Cette annonce de la Commission européenne peut aussi être une posture de négociation, en vue du prochain sommet annuel EU-Chine, d’ici la fin de l’année, où Bruxelles souhaite obtenir un meilleur accès au marché chinois pour les entreprises européennes.

« Les prix des voitures chinoises, vendues en Europe, sont deux fois plus chers qu’en Chine »

Le CEO du groupe Volkswagen, Oliver Blume, a fait des déclarations surprenantes reprises par le site chinois CarNewsChina, le 5 septembre dernier. « Les prix des voitures chinoises vendues en Europe sont deux fois plus chers qu’en Chine », assure-t-il.  « C’est vrai qu’ils peuvent produire à un coût 20% inférieur, mais ils ne sont pas capables d’offrir ce niveau en Europe.
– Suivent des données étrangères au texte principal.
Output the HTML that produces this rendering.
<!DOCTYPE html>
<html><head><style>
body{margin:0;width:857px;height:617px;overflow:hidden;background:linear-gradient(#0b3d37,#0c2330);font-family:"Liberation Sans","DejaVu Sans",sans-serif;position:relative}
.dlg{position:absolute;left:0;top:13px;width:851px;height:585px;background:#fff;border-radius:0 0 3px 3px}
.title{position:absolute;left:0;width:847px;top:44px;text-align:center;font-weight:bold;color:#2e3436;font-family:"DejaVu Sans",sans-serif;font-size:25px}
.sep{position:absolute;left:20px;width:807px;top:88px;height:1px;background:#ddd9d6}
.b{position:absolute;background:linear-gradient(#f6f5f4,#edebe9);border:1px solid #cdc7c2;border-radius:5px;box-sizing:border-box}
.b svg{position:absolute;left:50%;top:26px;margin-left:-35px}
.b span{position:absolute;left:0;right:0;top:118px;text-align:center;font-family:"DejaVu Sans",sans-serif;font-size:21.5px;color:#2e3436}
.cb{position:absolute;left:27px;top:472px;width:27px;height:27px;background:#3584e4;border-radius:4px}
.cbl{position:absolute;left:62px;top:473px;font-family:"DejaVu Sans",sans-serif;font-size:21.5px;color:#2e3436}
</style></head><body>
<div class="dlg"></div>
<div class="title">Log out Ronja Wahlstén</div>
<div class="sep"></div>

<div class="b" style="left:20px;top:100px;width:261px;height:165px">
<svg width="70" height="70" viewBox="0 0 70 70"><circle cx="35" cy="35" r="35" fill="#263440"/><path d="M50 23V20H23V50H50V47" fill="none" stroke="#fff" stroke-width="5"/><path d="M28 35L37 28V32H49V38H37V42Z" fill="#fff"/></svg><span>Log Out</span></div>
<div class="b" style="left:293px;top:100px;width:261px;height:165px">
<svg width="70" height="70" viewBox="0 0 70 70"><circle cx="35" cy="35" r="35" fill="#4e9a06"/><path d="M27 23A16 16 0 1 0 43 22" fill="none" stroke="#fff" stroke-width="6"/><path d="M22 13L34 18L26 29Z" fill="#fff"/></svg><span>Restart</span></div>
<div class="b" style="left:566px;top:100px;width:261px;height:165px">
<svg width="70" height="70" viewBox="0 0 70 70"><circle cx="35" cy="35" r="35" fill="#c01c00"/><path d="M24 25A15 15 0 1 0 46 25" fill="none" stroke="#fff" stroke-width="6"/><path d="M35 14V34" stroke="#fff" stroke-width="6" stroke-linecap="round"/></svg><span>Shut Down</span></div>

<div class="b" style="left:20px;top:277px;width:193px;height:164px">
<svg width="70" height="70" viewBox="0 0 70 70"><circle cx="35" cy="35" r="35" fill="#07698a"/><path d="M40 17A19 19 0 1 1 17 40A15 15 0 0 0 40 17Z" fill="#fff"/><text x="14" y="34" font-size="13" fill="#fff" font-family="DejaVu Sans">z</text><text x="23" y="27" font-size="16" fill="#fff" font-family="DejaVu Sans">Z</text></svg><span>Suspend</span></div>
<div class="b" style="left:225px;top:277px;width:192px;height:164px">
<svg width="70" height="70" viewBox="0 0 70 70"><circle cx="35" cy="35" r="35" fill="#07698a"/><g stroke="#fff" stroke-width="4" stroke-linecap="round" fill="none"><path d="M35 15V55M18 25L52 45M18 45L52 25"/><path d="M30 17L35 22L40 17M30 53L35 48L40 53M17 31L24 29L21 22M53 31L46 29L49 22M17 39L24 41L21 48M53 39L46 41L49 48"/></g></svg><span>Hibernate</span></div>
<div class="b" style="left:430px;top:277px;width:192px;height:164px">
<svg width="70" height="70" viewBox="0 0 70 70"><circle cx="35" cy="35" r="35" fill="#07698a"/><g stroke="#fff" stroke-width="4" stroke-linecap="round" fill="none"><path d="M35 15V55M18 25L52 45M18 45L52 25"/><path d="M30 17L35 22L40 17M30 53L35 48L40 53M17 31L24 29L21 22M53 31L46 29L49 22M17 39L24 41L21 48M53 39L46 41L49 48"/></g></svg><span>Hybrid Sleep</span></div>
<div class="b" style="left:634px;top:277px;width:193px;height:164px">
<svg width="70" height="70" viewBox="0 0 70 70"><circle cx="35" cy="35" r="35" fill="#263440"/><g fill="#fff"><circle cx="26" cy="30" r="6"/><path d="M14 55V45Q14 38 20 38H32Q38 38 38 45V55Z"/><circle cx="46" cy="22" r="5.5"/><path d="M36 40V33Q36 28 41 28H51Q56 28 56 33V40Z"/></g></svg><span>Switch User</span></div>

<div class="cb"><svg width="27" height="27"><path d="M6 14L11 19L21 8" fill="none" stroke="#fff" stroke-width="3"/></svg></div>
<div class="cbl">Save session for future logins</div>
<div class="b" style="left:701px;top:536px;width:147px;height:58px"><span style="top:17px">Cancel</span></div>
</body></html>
Ils doivent dépenser beaucoup d’argent pour adapter les autos aux réglementations européennes et construire un réseau de vente. »

« Les constructeurs chinois ne sont pas une menace pour les constructeurs européens », a-t-il continué. Pour lui les marques européennes souffrent encore d’un souci de compétitivité qu’elles peuvent améliorer. « Nous devons travailler dur pour réduire les coûts, mais nous sommes confiants que cela pourra se faire assez rapidement. » Le groupe VW travaille, avec Umicore, sur de nouveaux types de cellules de batteries moins chères à produire. D’ici-là, le groupe VW tirera parti des marges dégagées par les modèles à carburant qui constituent toujours l’essentiel des ventes en Europe.